If you truly performed a consultation, and the three Rs (request for your opinion, review of the patient, and report back to the requesting physician) are documented, you should report 99241-99245 for the office visit, says Barbara Rutigliano MS, RT(R), CPC, coding coordinator at Jefferson X-Ray Group PC, the largest radiology private practice group in Connecticut.
If we see a new or established patient and do a full workup and then decide to do surgery, we charge for the office visit on the date of the consult, and we report the surgery on the surgical date, Rutigliano says.
If you see a patient for a level-three outpatient consultation and you perform a transhepatic stent introduction and drainage catheter placement the very next day, you should report 99243-57, 47511 (Introduction of percutaneous transhepatic stent for
internal and external biliary drainage) and 75982 (Percutaneous placement of drainage catheter for combined internal and external biliary drainage or of a drainage stent for internal biliary drainage in patients with an inoperable mechanical biliary obstruction, radiological supervision and interpretation).
2. Determine the Surgical Global Period Dont append modifier -57 to all of your preoperative E/M codes just yet. The interventional radiology codes that carry XXX, zero- or 10-day global periods do not require it.

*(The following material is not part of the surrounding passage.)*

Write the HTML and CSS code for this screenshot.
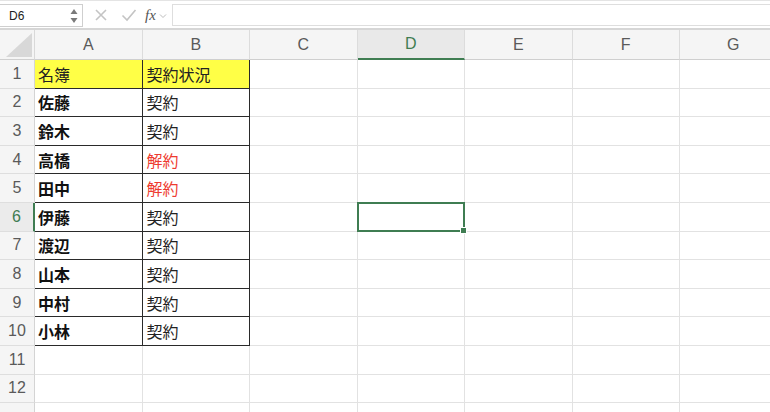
FILE: index.html
```html
<!DOCTYPE html>
<html lang="ja">
<head>
<meta charset="utf-8">
<title>Sheet</title>
<link rel="stylesheet" href="styles.css">
</head>
<body>
<div class="app">
  <div class="toolbar">
    <div class="namebox">
      <span class="name">D6</span>
      <span class="spin">
        <svg width="8" height="16" viewBox="0 0 8 16"><path d="M4 1 L7.5 6 L0.5 6 Z" fill="#7a7a7a"/><path d="M4 15 L7.5 10 L0.5 10 Z" fill="#7a7a7a"/></svg>
      </span>
    </div>
    <div class="btns">
      <svg class="ico" width="14" height="14" viewBox="0 0 14 14"><path d="M2 2 L12 12 M12 2 L2 12" stroke="#c4c4c4" stroke-width="1.6" fill="none"/></svg>
      <svg class="ico" width="16" height="14" viewBox="0 0 16 14"><path d="M1.5 7.5 L6 12 L14.5 2" stroke="#c4c4c4" stroke-width="1.6" fill="none"/></svg>
      <span class="fx">fx</span>
      <svg class="chev" width="8" height="6" viewBox="0 0 8 6"><path d="M1 1.5 L4 4.5 L7 1.5" stroke="#bdbdbd" stroke-width="1" fill="none"/></svg>
    </div>
    <div class="formula"></div>
  </div>
  <div class="band"></div>
  <div class="grid">
    <div class="corner"><svg width="26" height="24" viewBox="0 0 26 24"><path d="M26 0 L26 24 L0 24 Z" fill="#d8d8d8"/></svg></div>
    <div class="ch">A</div><div class="ch">B</div><div class="ch">C</div><div class="ch sel">D</div><div class="ch">E</div><div class="ch">F</div><div class="ch">G</div>

    <div class="rh">1</div><div class="c t hd y">名簿</div><div class="c t y">契約状況</div><div class="c"></div><div class="c"></div><div class="c"></div><div class="c"></div><div class="c"></div>
    <div class="rh">2</div><div class="c t n">佐藤</div><div class="c t">契約</div><div class="c"></div><div class="c"></div><div class="c"></div><div class="c"></div><div class="c"></div>
    <div class="rh">3</div><div class="c t n">鈴木</div><div class="c t">契約</div><div class="c"></div><div class="c"></div><div class="c"></div><div class="c"></div><div class="c"></div>
    <div class="rh">4</div><div class="c t n">高橋</div><div class="c t red">解約</div><div class="c"></div><div class="c"></div><div class="c"></div><div class="c"></div><div class="c"></div>
    <div class="rh">5</div><div class="c t n">田中</div><div class="c t red">解約</div><div class="c"></div><div class="c"></div><div class="c"></div><div class="c"></div><div class="c"></div>
    <div class="rh act">6</div><div class="c t n">伊藤</div><div class="c t">契約</div><div class="c"></div><div class="c active"></div><div class="c"></div><div class="c"></div><div class="c"></div>
    <div class="rh">7</div><div class="c t n">渡辺</div><div class="c t">契約</div><div class="c"></div><div class="c"></div><div class="c"></div><div class="c"></div><div class="c"></div>
    <div class="rh">8</div><div class="c t n">山本</div><div class="c t">契約</div><div class="c"></div><div class="c"></div><div class="c"></div><div class="c"></div><div class="c"></div>
    <div class="rh">9</div><div class="c t n">中村</div><div class="c t">契約</div><div class="c"></div><div class="c"></div><div class="c"></div><div class="c"></div><div class="c"></div>
    <div class="rh">10</div><div class="c t n">小林</div><div class="c t">契約</div><div class="c"></div><div class="c"></div><div class="c"></div><div class="c"></div><div class="c"></div>
    <div class="rh">11</div><div class="c"></div><div class="c"></div><div class="c"></div><div class="c"></div><div class="c"></div><div class="c"></div><div class="c"></div>
    <div class="rh">12</div><div class="c"></div><div class="c"></div><div class="c"></div><div class="c"></div><div class="c"></div><div class="c"></div><div class="c"></div>
    <div class="rh"></div><div class="c"></div><div class="c"></div><div class="c"></div><div class="c"></div><div class="c"></div><div class="c"></div><div class="c"></div>
  </div>
</div>
</body>
</html>
```

FILE: styles.css
```css
* { box-sizing: border-box; }
html, body { margin: 0; padding: 0; }
body {
  width: 770px;
  height: 412px;
  overflow: hidden;
  background: #ffffff;
  font-family: "Liberation Sans", Arial, sans-serif;
}
.app { width: 770px; height: 412px; overflow: hidden; }

.toolbar {
  height: 28px;
  display: flex;
  align-items: flex-start;
  padding-top: 3px;
  background: #ffffff;
  border-top: 1px solid #e4e4e4;
}
.namebox {
  width: 83px;
  height: 23px;
  border: 1px solid #cfcfcf;
  border-left: none;
  display: flex;
  align-items: center;
  justify-content: space-between;
  padding: 0 4px 0 9px;
  background: #fff;
}
.name { font-size: 12px; color: #222; }
.spin { display: flex; align-items: center; }
.btns {
  width: 89px;
  flex: none;
  display: flex;
  align-items: center;
  height: 22px;
  padding-left: 11px;
}
.btns .ico { margin-right: 13px; }
.btns .ico + .ico { margin-right: 8px; }
.fx {
  font-family: "Liberation Serif", "Times New Roman", serif;
  font-style: italic;
  font-size: 15px;
  color: #555;
  margin-right: 3px;
}
.chev { margin-top: 2px; }
.formula {
  flex: 1;
  height: 22px;
  border: 1px solid #dedede;
  border-right: none;
  background: #fff;
}
.band {
  height: 2px;
  background: #d6d6d6;
}

.grid {
  display: grid;
  grid-template-columns: 35px repeat(7, 107.5px);
  grid-template-rows: 30px repeat(13, 28.6px);
}
.corner {
  background: #f5f5f5;
  border-right: 1px solid #d9d9d9;
  border-bottom: 1px solid #cfcfcf;
  display: flex;
  align-items: flex-end;
  justify-content: flex-end;
  padding: 0 2px 2px 0;
}
.ch {
  background: #f5f5f5;
  border-right: 1px solid #dcdcdc;
  border-bottom: 1px solid #cfcfcf;
  display: flex;
  align-items: center;
  justify-content: center;
  font-size: 16px;
  color: #5a5a5a;
}
.ch.sel {
  background: #e9e9e9;
  color: #3f7d52;
  border-bottom: 2px solid #3f7d52;
}
.rh {
  background: #f5f5f5;
  border-right: 1px solid #d4d4d4;
  border-bottom: 1px solid #dedede;
  display: flex;
  align-items: center;
  justify-content: center;
  font-size: 16px;
  color: #5a5a5a;
}
.rh.act {
  background: #ebebeb;
  color: #3f7d52;
  border-right: 2px solid #3f7d52;
}
.c {
  border-right: 1px solid #e2e2e2;
  border-bottom: 1px solid #e2e2e2;
  font-family: "Noto Sans CJK JP", "Noto Sans", sans-serif;
  font-size: 16px;
  color: #222;
  display: flex;
  align-items: center;
  padding: 0 4px;
}
.c.t {
  border-right: 1px solid #2a2a2a;
  border-bottom: 1px solid #2a2a2a;
}
.c.n { font-weight: 700; color: #111; padding-left: 3px; }
.c.hd { padding-left: 3px; }
.c.y { background: #ffff46; }
.c.red { color: #ee3b30; }
.c.active { position: relative; }
.c.active::after {
  content: "";
  position: absolute;
  left: -1px;
  top: -1px;
  right: -1px;
  bottom: -1px;
  border: 2px solid #3f7d52;
}
.c.active::before {
  content: "";
  position: absolute;
  right: -3px;
  bottom: -3px;
  width: 5px;
  height: 5px;
  background: #3f7d52;
  border: 1px solid #fff;
  z-index: 2;
}
```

Medicare restricts modifier -57 to major surgeries only, and MCM specifically instructs carriers not to pay for an evaluation and management service billed with the CPT modifier -57 if it was provided on or the day before a procedure with a zero- or 10-day global surgical period.
Note: See Global Periods XXX and 000 Are Not Synonymous article for more information on differentiating
between global periods.
If you administer a significant, separately identifiable E/M service on the same date as a minor procedure, including those with zero- or 10-day global periods, you should append modifier -25 (Significant, separately identifiable evaluation and management service by the same physician on the same day of the procedure or other service) to the E/M code instead of modifier -57.
Avoid the Usual Modifiers
We often see patients to determine whether they are good candidates for uterine artery embolizations (37204, Transcatheter occlusion or embolization [e.g., for tumor destruction, to achieve hemostasis, to occlude a vascular malformation], percutaneous, any method, noncentral nervous system, non-head or neck; and 75894, Transcatheter therapy, embolization, any method, radiological supervision and interpretation), says Dave Wiliford, coding supervisor at Radiology Associates in Richmond, Va. "The radiologist discusses the surgery with the patient, and they schedule the procedure."